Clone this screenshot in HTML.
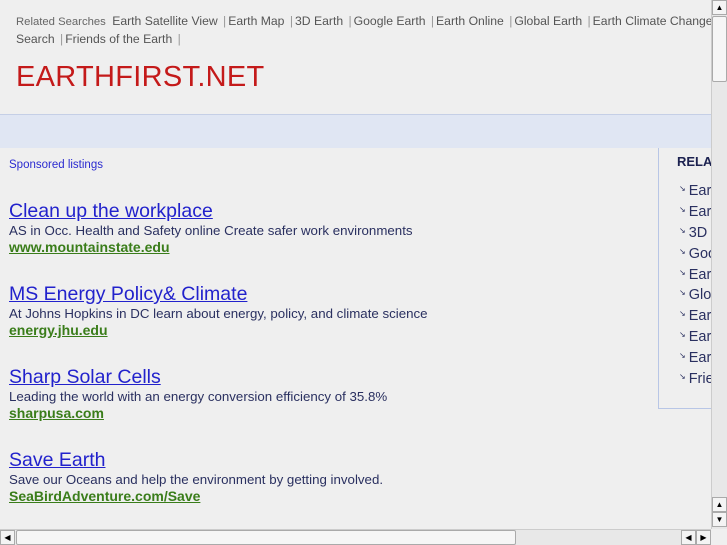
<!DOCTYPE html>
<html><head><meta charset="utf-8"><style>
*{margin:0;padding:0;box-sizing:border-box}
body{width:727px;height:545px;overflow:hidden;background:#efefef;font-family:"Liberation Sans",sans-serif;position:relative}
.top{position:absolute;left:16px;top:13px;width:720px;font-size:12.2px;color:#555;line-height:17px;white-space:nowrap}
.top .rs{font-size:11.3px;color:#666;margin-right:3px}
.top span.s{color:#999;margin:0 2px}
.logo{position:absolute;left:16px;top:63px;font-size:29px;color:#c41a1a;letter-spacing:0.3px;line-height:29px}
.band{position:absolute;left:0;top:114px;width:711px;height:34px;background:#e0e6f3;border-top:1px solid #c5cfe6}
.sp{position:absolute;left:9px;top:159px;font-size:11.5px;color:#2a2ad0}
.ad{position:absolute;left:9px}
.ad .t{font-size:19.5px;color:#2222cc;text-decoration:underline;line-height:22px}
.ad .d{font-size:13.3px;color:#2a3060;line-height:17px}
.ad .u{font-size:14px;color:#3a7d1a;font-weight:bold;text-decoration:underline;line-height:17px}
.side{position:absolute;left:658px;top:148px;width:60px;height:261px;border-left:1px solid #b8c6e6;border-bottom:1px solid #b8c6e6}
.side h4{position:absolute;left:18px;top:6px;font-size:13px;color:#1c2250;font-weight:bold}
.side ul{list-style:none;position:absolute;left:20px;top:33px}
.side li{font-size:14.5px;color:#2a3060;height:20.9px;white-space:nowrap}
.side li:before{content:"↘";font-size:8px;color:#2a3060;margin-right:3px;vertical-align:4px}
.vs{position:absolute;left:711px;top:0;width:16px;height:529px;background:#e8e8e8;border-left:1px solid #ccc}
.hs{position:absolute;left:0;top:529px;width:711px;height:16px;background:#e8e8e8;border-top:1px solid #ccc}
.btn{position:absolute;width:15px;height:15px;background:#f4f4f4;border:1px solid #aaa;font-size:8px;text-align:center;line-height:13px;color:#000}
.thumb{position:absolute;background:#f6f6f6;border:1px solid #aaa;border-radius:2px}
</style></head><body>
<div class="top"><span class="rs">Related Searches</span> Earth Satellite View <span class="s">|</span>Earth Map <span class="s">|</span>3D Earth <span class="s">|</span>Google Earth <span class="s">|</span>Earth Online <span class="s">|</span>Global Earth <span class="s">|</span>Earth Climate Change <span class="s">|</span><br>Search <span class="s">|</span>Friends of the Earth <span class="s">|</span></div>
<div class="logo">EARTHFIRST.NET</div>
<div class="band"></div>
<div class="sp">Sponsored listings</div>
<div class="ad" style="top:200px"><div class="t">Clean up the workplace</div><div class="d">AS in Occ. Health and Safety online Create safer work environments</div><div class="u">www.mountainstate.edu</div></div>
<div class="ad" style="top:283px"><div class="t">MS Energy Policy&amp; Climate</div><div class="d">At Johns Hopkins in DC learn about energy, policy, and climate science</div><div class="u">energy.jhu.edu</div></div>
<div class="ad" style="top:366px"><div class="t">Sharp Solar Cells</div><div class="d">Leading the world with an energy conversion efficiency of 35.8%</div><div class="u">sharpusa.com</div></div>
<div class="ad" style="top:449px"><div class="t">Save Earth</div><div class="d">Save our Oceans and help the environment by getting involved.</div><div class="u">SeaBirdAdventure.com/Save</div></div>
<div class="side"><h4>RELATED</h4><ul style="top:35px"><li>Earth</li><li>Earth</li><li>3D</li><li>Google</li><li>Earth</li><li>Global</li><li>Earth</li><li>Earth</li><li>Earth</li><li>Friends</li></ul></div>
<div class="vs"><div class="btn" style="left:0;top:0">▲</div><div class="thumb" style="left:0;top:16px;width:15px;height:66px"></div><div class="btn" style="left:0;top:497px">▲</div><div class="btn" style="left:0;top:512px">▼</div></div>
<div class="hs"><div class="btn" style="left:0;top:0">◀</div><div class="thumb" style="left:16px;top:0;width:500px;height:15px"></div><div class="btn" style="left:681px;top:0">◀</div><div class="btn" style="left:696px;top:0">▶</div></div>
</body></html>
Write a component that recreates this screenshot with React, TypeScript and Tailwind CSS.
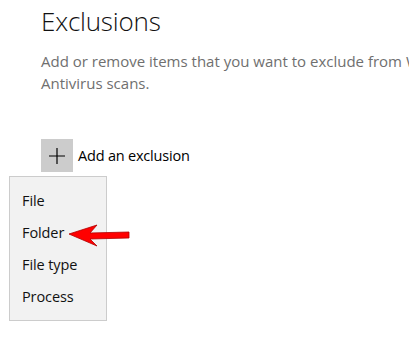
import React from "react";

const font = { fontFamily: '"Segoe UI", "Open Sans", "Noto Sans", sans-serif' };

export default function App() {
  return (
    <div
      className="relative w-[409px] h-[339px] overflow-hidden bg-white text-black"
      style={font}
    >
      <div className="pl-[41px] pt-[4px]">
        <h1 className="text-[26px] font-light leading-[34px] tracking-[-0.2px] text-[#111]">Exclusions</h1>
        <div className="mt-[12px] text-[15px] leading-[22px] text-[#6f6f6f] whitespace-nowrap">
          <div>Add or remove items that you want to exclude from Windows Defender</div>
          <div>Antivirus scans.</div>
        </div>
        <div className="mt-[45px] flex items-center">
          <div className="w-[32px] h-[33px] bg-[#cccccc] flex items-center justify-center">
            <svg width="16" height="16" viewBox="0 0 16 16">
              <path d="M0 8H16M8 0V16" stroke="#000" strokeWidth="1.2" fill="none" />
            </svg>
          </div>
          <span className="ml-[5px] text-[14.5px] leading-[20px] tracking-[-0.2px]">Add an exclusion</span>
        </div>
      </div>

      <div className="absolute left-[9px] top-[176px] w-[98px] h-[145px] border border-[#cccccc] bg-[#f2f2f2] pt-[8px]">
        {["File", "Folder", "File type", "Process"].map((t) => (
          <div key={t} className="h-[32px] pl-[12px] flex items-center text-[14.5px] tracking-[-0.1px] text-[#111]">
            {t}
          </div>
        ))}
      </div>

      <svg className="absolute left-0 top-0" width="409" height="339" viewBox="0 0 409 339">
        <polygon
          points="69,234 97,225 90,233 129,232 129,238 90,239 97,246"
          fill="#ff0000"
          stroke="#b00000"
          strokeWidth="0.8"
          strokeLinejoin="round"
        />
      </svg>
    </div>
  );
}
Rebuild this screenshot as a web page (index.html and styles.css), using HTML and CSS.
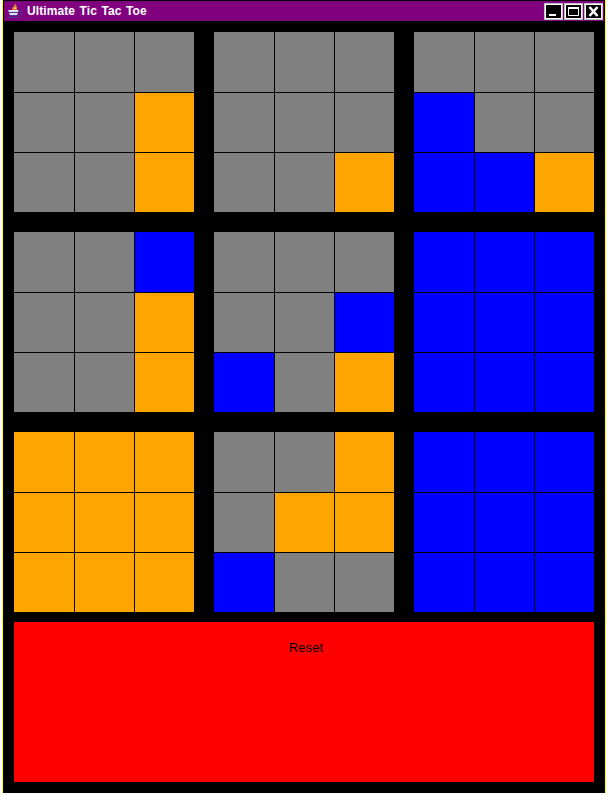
- - - - - - -
• _Exercise aim_
In your copy, repeat each record exactly and include no pictures.

• _Solution for this exercise_
Clone this screenshot in HTML.
<!DOCTYPE html>
<html><head><meta charset="utf-8"><style>
*{margin:0;padding:0;box-sizing:border-box}
body{width:727px;height:545px;overflow:hidden;background:#efefef;font-family:"Liberation Sans",sans-serif;position:relative}
.top{position:absolute;left:16px;top:13px;width:720px;font-size:12.2px;color:#555;line-height:17px;white-space:nowrap}
.top .rs{font-size:11.3px;color:#666;margin-right:3px}
.top span.s{color:#999;margin:0 2px}
.logo{position:absolute;left:16px;top:63px;font-size:29px;color:#c41a1a;letter-spacing:0.3px;line-height:29px}
.band{position:absolute;left:0;top:114px;width:711px;height:34px;background:#e0e6f3;border-top:1px solid #c5cfe6}
.sp{position:absolute;left:9px;top:159px;font-size:11.5px;color:#2a2ad0}
.ad{position:absolute;left:9px}
.ad .t{font-size:19.5px;color:#2222cc;text-decoration:underline;line-height:22px}
.ad .d{font-size:13.3px;color:#2a3060;line-height:17px}
.ad .u{font-size:14px;color:#3a7d1a;font-weight:bold;text-decoration:underline;line-height:17px}
.side{position:absolute;left:658px;top:148px;width:60px;height:261px;border-left:1px solid #b8c6e6;border-bottom:1px solid #b8c6e6}
.side h4{position:absolute;left:18px;top:6px;font-size:13px;color:#1c2250;font-weight:bold}
.side ul{list-style:none;position:absolute;left:20px;top:33px}
.side li{font-size:14.5px;color:#2a3060;height:20.9px;white-space:nowrap}
.side li:before{content:"↘";font-size:8px;color:#2a3060;margin-right:3px;vertical-align:4px}
.vs{position:absolute;left:711px;top:0;width:16px;height:529px;background:#e8e8e8;border-left:1px solid #ccc}
.hs{position:absolute;left:0;top:529px;width:711px;height:16px;background:#e8e8e8;border-top:1px solid #ccc}
.btn{position:absolute;width:15px;height:15px;background:#f4f4f4;border:1px solid #aaa;font-size:8px;text-align:center;line-height:13px;color:#000}
.thumb{position:absolute;background:#f6f6f6;border:1px solid #aaa;border-radius:2px}
</style></head><body>
<div class="top"><span class="rs">Related Searches</span> Earth Satellite View <span class="s">|</span>Earth Map <span class="s">|</span>3D Earth <span class="s">|</span>Google Earth <span class="s">|</span>Earth Online <span class="s">|</span>Global Earth <span class="s">|</span>Earth Climate Change <span class="s">|</span><br>Search <span class="s">|</span>Friends of the Earth <span class="s">|</span></div>
<div class="logo">EARTHFIRST.NET</div>
<div class="band"></div>
<div class="sp">Sponsored listings</div>
<div class="ad" style="top:200px"><div class="t">Clean up the workplace</div><div class="d">AS in Occ. Health and Safety online Create safer work environments</div><div class="u">www.mountainstate.edu</div></div>
<div class="ad" style="top:283px"><div class="t">MS Energy Policy&amp; Climate</div><div class="d">At Johns Hopkins in DC learn about energy, policy, and climate science</div><div class="u">energy.jhu.edu</div></div>
<div class="ad" style="top:366px"><div class="t">Sharp Solar Cells</div><div class="d">Leading the world with an energy conversion efficiency of 35.8%</div><div class="u">sharpusa.com</div></div>
<div class="ad" style="top:449px"><div class="t">Save Earth</div><div class="d">Save our Oceans and help the environment by getting involved.</div><div class="u">SeaBirdAdventure.com/Save</div></div>
<div class="side"><h4>RELATED</h4><ul style="top:35px"><li>Earth</li><li>Earth</li><li>3D</li><li>Google</li><li>Earth</li><li>Global</li><li>Earth</li><li>Earth</li><li>Earth</li><li>Friends</li></ul></div>
<div class="vs"><div class="btn" style="left:0;top:0">▲</div><div class="thumb" style="left:0;top:16px;width:15px;height:66px"></div><div class="btn" style="left:0;top:497px">▲</div><div class="btn" style="left:0;top:512px">▼</div></div>
<div class="hs"><div class="btn" style="left:0;top:0">◀</div><div class="thumb" style="left:16px;top:0;width:500px;height:15px"></div><div class="btn" style="left:681px;top:0">◀</div><div class="btn" style="left:696px;top:0">▶</div></div>
</body></html>
Write a component that recreates this screenshot with React, TypeScript and Tailwind CSS.
import React from "react";

const font = { fontFamily: '"Segoe UI", "Open Sans", "Noto Sans", sans-serif' };

export default function App() {
  return (
    <div
      className="relative w-[409px] h-[339px] overflow-hidden bg-white text-black"
      style={font}
    >
      <div className="pl-[41px] pt-[4px]">
        <h1 className="text-[26px] font-light leading-[34px] tracking-[-0.2px] text-[#111]">Exclusions</h1>
        <div className="mt-[12px] text-[15px] leading-[22px] text-[#6f6f6f] whitespace-nowrap">
          <div>Add or remove items that you want to exclude from Windows Defender</div>
          <div>Antivirus scans.</div>
        </div>
        <div className="mt-[45px] flex items-center">
          <div className="w-[32px] h-[33px] bg-[#cccccc] flex items-center justify-center">
            <svg width="16" height="16" viewBox="0 0 16 16">
              <path d="M0 8H16M8 0V16" stroke="#000" strokeWidth="1.2" fill="none" />
            </svg>
          </div>
          <span className="ml-[5px] text-[14.5px] leading-[20px] tracking-[-0.2px]">Add an exclusion</span>
        </div>
      </div>

      <div className="absolute left-[9px] top-[176px] w-[98px] h-[145px] border border-[#cccccc] bg-[#f2f2f2] pt-[8px]">
        {["File", "Folder", "File type", "Process"].map((t) => (
          <div key={t} className="h-[32px] pl-[12px] flex items-center text-[14.5px] tracking-[-0.1px] text-[#111]">
            {t}
          </div>
        ))}
      </div>

      <svg className="absolute left-0 top-0" width="409" height="339" viewBox="0 0 409 339">
        <polygon
          points="69,234 97,225 90,233 129,232 129,238 90,239 97,246"
          fill="#ff0000"
          stroke="#b00000"
          strokeWidth="0.8"
          strokeLinejoin="round"
        />
      </svg>
    </div>
  );
}
Rebuild this screenshot as a web page (index.html and styles.css), using HTML and CSS.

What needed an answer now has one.